_Problem to solve_: Retype the data that follows line by line, exactly, and leave its pictures out.

---------- Information supplied ----------

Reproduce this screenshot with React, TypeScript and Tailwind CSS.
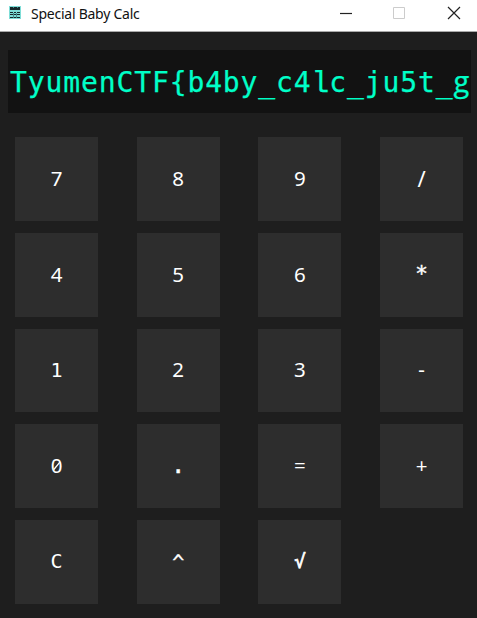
const keys = ["7", "8", "9", "/", "4", "5", "6", "*", "1", "2", "3", "-", "0", ".", "=", "+", "C", "^", "√"];

const glyphStyles: Record<string, string> = {
  "/": "font-['Noto_Sans'] text-[22px] -top-px",
  "*": "font-['DejaVu_Sans_Mono'] text-[21px] -top-px [-webkit-text-stroke:0.4px_currentColor]",
  "1": "font-['DejaVu_Sans_Mono'] text-[20px]",
  "-": "font-['DejaVu_Sans_Mono'] text-[20px]",
  ".": "font-['DejaVu_Sans_Mono'] text-[23px] -top-px [-webkit-text-stroke:0.5px_currentColor]",
  "^": "font-['DejaVu_Sans_Mono'] text-[20px] [-webkit-text-stroke:0.3px_currentColor]",
  C: "font-['DejaVu_Sans_Mono'] text-[20px] -top-px",
  "√": "font-['DejaVu_Sans_Mono'] text-[19px] -top-px [-webkit-text-stroke:0.7px_currentColor]",
};

function Key({ label }: { label: string }) {
  const glyph = glyphStyles[label] ?? "font-['Noto_Sans'] text-[20.5px] -top-px";
  return (
    <button className="flex h-[83.75px] w-[83px] items-center justify-center bg-[#2d2d2d] text-white">
      <span className={`relative leading-6 ${glyph}`}>
        {label}
        {label === "0" && (
          <svg className="absolute top-[5px] left-0 h-[15px] w-full" viewBox="0 0 11 15" fill="none" stroke="currentColor" strokeWidth="1.3">
            <path d="M2.5 11.5 8.7 3.8" />
          </svg>
        )}
      </span>
    </button>
  );
}

function TitleBar() {
  return (
    <header className="flex h-8 items-start border-b border-[#aaa] bg-white pl-[9px]">
      <svg className="mt-[6px] h-[13px] w-3" viewBox="0 0 12 13" shapeRendering="crispEdges">
        <path fill="#7eddd7" d="M0 0h12v13H0z" />
        <path fill="#17282b" d="M1 1h10v3H1zM1 6h3v1H1zM5 6h2v1H5zM8 6h3v1H8zM1 8h10v1H1zM1 11h3v1H1zM5 11h2v1H5zM8 11h3v1H8z" />
        <path fill="#478c8b" d="M4 1h1v1H4zM8 1h1v1H8zM4 7h1v5H4zM7 7h1v5H7z" />
      </svg>
      <h1 className="mt-[4px] ml-[10px] font-['Noto_Sans'] text-[14px] leading-5 tracking-[-0.25px] whitespace-nowrap text-[#111]">Special Baby Calc</h1>
      <svg className="mt-[6px] mr-[16px] ml-auto h-[14px] w-[121px]" viewBox="0 0 121 14" fill="none">
        <path d="M0 7.5h12" stroke="#222" strokeWidth="1.2" />
        <path d="M53.5 1.5h11v11h-11z" stroke="#ccc" />
        <path d="m108 1 12 12m0-12-12 12" stroke="#222" strokeWidth="1.2" />
      </svg>
    </header>
  );
}

export default function App() {
  return (
    <main className="h-[618px] w-[477px] overflow-hidden bg-[#1e1e1e]">
      <TitleBar />
      <div className="mt-[18px] ml-[8px] flex h-[63px] w-[463px] items-center overflow-hidden bg-[#121212] pt-[2px] pl-[2px] font-['DejaVu_Sans_Mono'] text-[28px] leading-none tracking-[0.88px] whitespace-nowrap text-[#00ffc8] [-webkit-text-stroke:0.25px_currentColor]">
        <p>
          TyumenCTF{"{"}b4by_c4
          <span className="font-['Liberation_Mono'] text-[29.5px] leading-none tracking-[0px]">l</span>
          c_ju5t_
          <span className="font-['Open_Sans'] text-[29px] leading-none tracking-normal">g</span>
        </p>
      </div>
      <div className="mt-6 ml-[15px] grid grid-cols-[repeat(4,83px)] gap-x-[38.7px] gap-y-3">
        {keys.map((label) => (
          <Key key={label} label={label} />
        ))}
      </div>
    </main>
  );
}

----------

_Result for this task_:
Reproduce this screenshot with React, TypeScript and Tailwind CSS.
const keys = ["7", "8", "9", "/", "4", "5", "6", "*", "1", "2", "3", "-", "0", ".", "=", "+", "C", "^", "√"];

const glyphStyles: Record<string, string> = {
  "/": "font-['Noto_Sans'] text-[22px] -top-px",
  "*": "font-['DejaVu_Sans_Mono'] text-[21px] -top-px [-webkit-text-stroke:0.4px_currentColor]",
  "1": "font-['DejaVu_Sans_Mono'] text-[20px]",
  "-": "font-['DejaVu_Sans_Mono'] text-[20px]",
  ".": "font-['DejaVu_Sans_Mono'] text-[23px] -top-px [-webkit-text-stroke:0.5px_currentColor]",
  "^": "font-['DejaVu_Sans_Mono'] text-[20px] [-webkit-text-stroke:0.3px_currentColor]",
  C: "font-['DejaVu_Sans_Mono'] text-[20px] -top-px",
  "√": "font-['DejaVu_Sans_Mono'] text-[19px] -top-px [-webkit-text-stroke:0.7px_currentColor]",
};

function Key({ label }: { label: string }) {
  const glyph = glyphStyles[label] ?? "font-['Noto_Sans'] text-[20.5px] -top-px";
  return (
    <button className="flex h-[83.75px] w-[83px] items-center justify-center bg-[#2d2d2d] text-white">
      <span className={`relative leading-6 ${glyph}`}>
        {label}
        {label === "0" && (
          <svg className="absolute top-[5px] left-0 h-[15px] w-full" viewBox="0 0 11 15" fill="none" stroke="currentColor" strokeWidth="1.3">
            <path d="M2.5 11.5 8.7 3.8" />
          </svg>
        )}
      </span>
    </button>
  );
}

function TitleBar() {
  return (
    <header className="flex h-8 items-start border-b border-[#aaa] bg-white pl-[9px]">
      <svg className="mt-[6px] h-[13px] w-3" viewBox="0 0 12 13" shapeRendering="crispEdges">
        <path fill="#7eddd7" d="M0 0h12v13H0z" />
        <path fill="#17282b" d="M1 1h10v3H1zM1 6h3v1H1zM5 6h2v1H5zM8 6h3v1H8zM1 8h10v1H1zM1 11h3v1H1zM5 11h2v1H5zM8 11h3v1H8z" />
        <path fill="#478c8b" d="M4 1h1v1H4zM8 1h1v1H8zM4 7h1v5H4zM7 7h1v5H7z" />
      </svg>
      <h1 className="mt-[4px] ml-[10px] font-['Noto_Sans'] text-[14px] leading-5 tracking-[-0.25px] whitespace-nowrap text-[#111]">Special Baby Calc</h1>
      <svg className="mt-[6px] mr-[16px] ml-auto h-[14px] w-[121px]" viewBox="0 0 121 14" fill="none">
        <path d="M0 7.5h12" stroke="#222" strokeWidth="1.2" />
        <path d="M53.5 1.5h11v11h-11z" stroke="#ccc" />
        <path d="m108 1 12 12m0-12-12 12" stroke="#222" strokeWidth="1.2" />
      </svg>
    </header>
  );
}

export default function App() {
  return (
    <main className="h-[618px] w-[477px] overflow-hidden bg-[#1e1e1e]">
      <TitleBar />
      <div className="mt-[18px] ml-[8px] flex h-[63px] w-[463px] items-center overflow-hidden bg-[#121212] pt-[2px] pl-[2px] font-['DejaVu_Sans_Mono'] text-[28px] leading-none tracking-[0.88px] whitespace-nowrap text-[#00ffc8] [-webkit-text-stroke:0.25px_currentColor]">
        <p>
          TyumenCTF{"{"}b4by_c4
          <span className="font-['Liberation_Mono'] text-[29.5px] leading-none tracking-[0px]">l</span>
          c_ju5t_
          <span className="font-['Open_Sans'] text-[29px] leading-none tracking-normal">g</span>
        </p>
      </div>
      <div className="mt-6 ml-[15px] grid grid-cols-[repeat(4,83px)] gap-x-[38.7px] gap-y-3">
        {keys.map((label) => (
          <Key key={label} label={label} />
        ))}
      </div>
    </main>
  );
}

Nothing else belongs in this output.